Por eso, Llarena ha sido y es el enemigo número uno de la suciedad Junqueras & Puigdemont. Al fugado de Waterloo lo ha perseguido por tierra, mar y aire, contra la laxitud de Bélgica, el papel mojado de las eurórdenes europeas y la vergonzosa claudicación de Pedro Sánchez, que indultó a los delincuentes del procés desautorizando al Supremo. El alto tribunal, con Llarena a la cabeza, sigue en solitario como baluarte en defensa de nuestro marco jurídico, ahora respaldado por el reciente fallo de la justicia europea anulando la inmunidad de Puchi. A pesar de los reveses en Europa, de los bulos propagados por los encausados y, sobre todo, a pesar de la despenalización del delito de sedición ordenado por Pedro Sánchez, este eficaz penalista sigue erre que erre, intentado que los huidos Puigdemont, Comín, Puig, Ponsatí y Rovira paguen por lo que hicieron, agarrado al clavo ardiendo de la malversación agravada, contra el mantra gubernamental del ibuprofeno, es decir, del inconstitucional marco mental de que «hay que desjudicializar el problema catalán».

El magistrado, lo más contrario a los jueces estrella que orbitan por el firmamento judicial español, tuvo que huir de Cataluña, de su vivienda de Das, en la Cerdeña catalana, cuando fue alertado el 25 de marzo de 2018, curiosamente el día en que detuvieron a Puigdemont en un Lander alemán de nombre impronunciable, de que podría producirse un asalto a su vivienda. Ese viaje de madrugada lo recuerdan en su entorno como un auténtico infierno, evitando pasar por zonas donde los CDR le esperaban para abortar su marcha del territorio comanche donde le habían señalado con la letra escarlata. Eso ocurrió en pleno siglo XXI: hubo que sacar a un juez del Supremo por carreteras secundarias para evitar que él, su mujer (la también juez Gema Espinosa) y sus hijos, nacidos en su amada Cataluña, fueran agredidos. Antes, las juventudes de la CUP rociaron con pintadas las inmediaciones de su domicilio de Das con eslóganes como «Llarena prevaricador», «Te esperamos», «Llarena, aquí no eres bienvenido» o «Los Países Catalanes serán tu infierno». Aunque no le avisaran en esos terribles grafitis, también le hicieron seguimiento mafioso para saber si tenía alguna mancha personal que pudieran usar para desprestigiarle. No hallaron más que a un buen jurista, reacio a hablar de política y a salir en los medios, dispuesto a hacer su trabajo sin arrastrar la toga por el barro, en contra de lo que aconseja el hoy presidente del Tribunal Constitucional.

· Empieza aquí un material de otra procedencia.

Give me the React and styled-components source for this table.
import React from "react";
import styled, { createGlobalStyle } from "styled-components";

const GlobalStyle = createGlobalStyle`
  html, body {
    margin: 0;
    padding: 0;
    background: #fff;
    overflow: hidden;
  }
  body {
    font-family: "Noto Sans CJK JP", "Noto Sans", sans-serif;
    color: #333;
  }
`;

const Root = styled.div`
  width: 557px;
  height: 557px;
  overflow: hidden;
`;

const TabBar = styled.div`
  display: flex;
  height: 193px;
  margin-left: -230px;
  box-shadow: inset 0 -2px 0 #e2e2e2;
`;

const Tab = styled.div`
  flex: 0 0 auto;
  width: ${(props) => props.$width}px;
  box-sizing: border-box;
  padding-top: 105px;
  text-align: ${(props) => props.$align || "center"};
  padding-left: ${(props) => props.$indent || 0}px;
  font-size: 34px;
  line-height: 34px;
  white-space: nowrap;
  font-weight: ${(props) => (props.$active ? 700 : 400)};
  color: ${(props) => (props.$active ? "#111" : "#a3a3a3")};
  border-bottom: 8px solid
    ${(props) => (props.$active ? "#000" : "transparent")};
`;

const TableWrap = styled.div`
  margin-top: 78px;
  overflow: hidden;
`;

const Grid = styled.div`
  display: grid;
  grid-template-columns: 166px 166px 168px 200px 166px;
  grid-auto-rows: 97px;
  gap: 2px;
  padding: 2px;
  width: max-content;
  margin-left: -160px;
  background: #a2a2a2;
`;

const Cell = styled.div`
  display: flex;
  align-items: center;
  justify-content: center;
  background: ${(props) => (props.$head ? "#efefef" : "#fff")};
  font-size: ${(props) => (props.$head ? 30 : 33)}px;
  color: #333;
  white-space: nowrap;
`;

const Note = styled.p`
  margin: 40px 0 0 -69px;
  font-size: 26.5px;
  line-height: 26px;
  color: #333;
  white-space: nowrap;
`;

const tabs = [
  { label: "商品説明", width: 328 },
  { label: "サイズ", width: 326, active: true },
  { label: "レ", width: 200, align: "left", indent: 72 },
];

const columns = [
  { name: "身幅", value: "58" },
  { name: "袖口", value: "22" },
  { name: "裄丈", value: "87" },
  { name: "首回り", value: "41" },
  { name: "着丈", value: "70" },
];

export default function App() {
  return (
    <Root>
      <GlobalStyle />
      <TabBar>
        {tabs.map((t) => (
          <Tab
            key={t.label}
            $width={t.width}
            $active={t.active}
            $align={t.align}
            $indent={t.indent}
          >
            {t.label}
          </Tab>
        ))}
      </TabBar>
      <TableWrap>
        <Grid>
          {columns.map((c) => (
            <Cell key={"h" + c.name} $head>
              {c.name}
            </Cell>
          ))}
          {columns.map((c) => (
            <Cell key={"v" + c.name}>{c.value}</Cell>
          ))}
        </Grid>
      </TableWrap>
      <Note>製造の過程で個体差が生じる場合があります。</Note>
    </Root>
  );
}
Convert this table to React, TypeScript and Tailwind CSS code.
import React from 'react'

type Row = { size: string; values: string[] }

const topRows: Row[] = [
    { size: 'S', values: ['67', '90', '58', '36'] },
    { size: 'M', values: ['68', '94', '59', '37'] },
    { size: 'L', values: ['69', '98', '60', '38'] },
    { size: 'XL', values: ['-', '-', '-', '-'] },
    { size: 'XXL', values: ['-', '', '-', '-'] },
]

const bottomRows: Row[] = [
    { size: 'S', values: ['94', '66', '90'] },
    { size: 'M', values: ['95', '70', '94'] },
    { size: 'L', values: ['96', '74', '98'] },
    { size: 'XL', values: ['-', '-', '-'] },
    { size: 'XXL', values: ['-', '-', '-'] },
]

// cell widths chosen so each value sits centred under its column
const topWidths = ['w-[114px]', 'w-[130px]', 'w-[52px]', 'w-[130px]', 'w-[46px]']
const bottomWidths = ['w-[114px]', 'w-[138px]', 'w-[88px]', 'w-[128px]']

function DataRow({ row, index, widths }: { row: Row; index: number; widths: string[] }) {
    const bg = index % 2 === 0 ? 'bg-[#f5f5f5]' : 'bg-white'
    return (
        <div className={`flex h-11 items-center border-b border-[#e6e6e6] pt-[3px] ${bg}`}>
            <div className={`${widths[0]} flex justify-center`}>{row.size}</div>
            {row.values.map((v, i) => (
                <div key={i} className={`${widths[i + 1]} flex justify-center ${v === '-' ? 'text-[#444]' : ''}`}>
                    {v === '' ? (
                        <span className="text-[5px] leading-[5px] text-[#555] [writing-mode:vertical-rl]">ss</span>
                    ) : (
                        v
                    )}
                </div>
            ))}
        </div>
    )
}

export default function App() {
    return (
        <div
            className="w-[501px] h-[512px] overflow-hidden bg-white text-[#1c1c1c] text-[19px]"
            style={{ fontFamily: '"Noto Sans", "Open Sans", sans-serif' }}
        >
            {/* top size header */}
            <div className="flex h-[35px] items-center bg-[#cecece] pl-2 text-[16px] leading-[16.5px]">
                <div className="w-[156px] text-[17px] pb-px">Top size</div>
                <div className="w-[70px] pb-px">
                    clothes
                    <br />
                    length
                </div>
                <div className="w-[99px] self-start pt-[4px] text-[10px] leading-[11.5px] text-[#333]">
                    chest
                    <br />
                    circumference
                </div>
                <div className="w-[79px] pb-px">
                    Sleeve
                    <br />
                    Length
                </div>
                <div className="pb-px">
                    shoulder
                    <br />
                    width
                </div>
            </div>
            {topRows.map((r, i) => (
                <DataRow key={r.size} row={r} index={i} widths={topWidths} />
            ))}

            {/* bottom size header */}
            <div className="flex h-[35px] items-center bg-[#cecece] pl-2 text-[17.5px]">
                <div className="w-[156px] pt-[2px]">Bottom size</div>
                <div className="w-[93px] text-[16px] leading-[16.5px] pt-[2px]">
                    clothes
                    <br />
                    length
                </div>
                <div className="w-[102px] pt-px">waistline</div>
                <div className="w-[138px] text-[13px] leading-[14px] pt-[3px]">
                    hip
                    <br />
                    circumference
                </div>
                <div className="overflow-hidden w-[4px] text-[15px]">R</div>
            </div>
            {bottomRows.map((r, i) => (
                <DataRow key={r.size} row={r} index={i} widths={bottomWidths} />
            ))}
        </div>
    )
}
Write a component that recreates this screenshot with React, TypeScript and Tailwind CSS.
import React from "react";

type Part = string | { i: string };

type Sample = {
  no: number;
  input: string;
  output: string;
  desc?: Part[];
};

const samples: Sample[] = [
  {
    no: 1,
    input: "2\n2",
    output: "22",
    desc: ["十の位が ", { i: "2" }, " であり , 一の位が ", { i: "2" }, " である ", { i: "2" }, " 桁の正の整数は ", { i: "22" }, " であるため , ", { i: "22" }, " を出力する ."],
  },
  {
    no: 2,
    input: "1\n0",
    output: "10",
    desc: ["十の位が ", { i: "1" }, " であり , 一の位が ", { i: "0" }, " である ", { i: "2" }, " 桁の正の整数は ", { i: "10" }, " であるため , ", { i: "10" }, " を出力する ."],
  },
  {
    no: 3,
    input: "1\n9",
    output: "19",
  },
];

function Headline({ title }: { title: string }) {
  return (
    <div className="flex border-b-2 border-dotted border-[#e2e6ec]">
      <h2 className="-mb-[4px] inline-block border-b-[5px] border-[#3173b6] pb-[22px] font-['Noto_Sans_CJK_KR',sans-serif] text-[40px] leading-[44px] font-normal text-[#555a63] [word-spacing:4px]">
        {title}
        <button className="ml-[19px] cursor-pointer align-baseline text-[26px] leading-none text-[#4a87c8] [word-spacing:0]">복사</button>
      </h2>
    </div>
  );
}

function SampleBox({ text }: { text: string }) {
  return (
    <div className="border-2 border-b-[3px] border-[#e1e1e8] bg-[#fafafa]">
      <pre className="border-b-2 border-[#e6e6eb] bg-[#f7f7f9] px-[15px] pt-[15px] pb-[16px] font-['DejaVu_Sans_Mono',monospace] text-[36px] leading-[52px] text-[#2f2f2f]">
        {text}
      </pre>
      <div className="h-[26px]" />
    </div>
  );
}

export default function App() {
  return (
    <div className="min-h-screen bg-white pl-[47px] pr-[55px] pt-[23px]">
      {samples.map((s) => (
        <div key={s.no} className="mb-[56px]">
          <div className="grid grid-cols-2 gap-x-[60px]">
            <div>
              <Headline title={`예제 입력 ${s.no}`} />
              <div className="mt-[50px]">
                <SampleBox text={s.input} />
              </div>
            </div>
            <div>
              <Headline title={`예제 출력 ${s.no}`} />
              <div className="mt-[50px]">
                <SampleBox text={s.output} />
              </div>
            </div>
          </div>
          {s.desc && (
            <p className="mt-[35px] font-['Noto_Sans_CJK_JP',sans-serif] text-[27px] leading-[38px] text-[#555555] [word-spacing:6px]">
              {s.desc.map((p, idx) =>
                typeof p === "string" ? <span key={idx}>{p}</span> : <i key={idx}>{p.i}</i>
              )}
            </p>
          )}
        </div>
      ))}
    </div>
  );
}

El sacrificio personal que ha hecho ha sido colosal. Aun hoy, cuando vuelve a la Ciudad Condal, no puede ni salir a comprar el pan sin escolta, su mujer ha tenido que pedir plaza en Madrid, sus hijos pasaron auténtico terror cuando cercaron su vivienda. Sin embargo, hay muchos catalanes que cuando lo reconocen en un restaurante, de los poco que visita, le agradecen con lágrimas en los ojos haber sido, junto al Rey Felipe y a las Fuerzas de Seguridad del Estado (los piolín, en la jerga sanchista) el último y esforzado reducto para defendernos del fascismo independentista.